The Moonrock Diner is not the only building on the block having problems with the massive club. Several residents of neighboring buildings said the nightclub has created a dangerous situation on the street, at a recent meeting of the NYPD's Midtown North Precinct Community Council.
"There are very serious things going on at Providence that are putting in danger not only businesses around there, but also people who live there," said Raul Larios, a Community Board 4 member who lives on the block.
Pasquale D'Onofrio, resident-manager at 301 W. 57th St., said tenants in his luxury high-rise are afraid to leave their building when crowds are waiting to get into the club, and that he warned elderly tenants not to leave the building when the crowds are outside.

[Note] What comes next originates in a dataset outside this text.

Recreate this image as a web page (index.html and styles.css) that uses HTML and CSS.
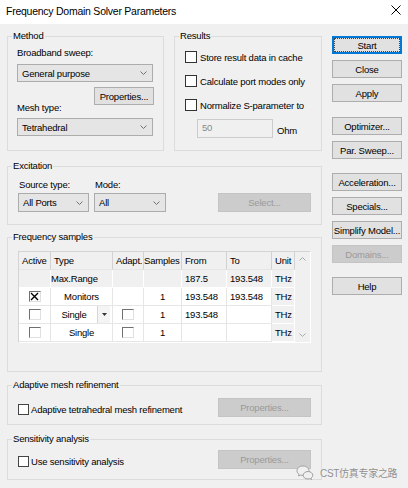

"They just want to go out, but they're afraid," he said. "They make a big investment in the area, and they're trapped.
He added that in January 2011, two Providence customers got into a fight outside of the building, resulting in one slamming into and breaking its glass entrance. The club eventually paid to repair it, he said.
Victoria Berger, 66, said the noise from crowds gets worse throughout the night and is loud enough that she can hear it from her 14th-floor apartment facing the street.
"The noise was horrendous," she said. "And my doorman, he warned me. He said, 'Don't go out.'"
Police from the Midtown North precinct said they were aware of issues at the club.
"I know the owner of the club," said Inspect Timothy Beaudette, the precinct's commanding officer. "If I have to put some cops up there, we'll give it some extra attention."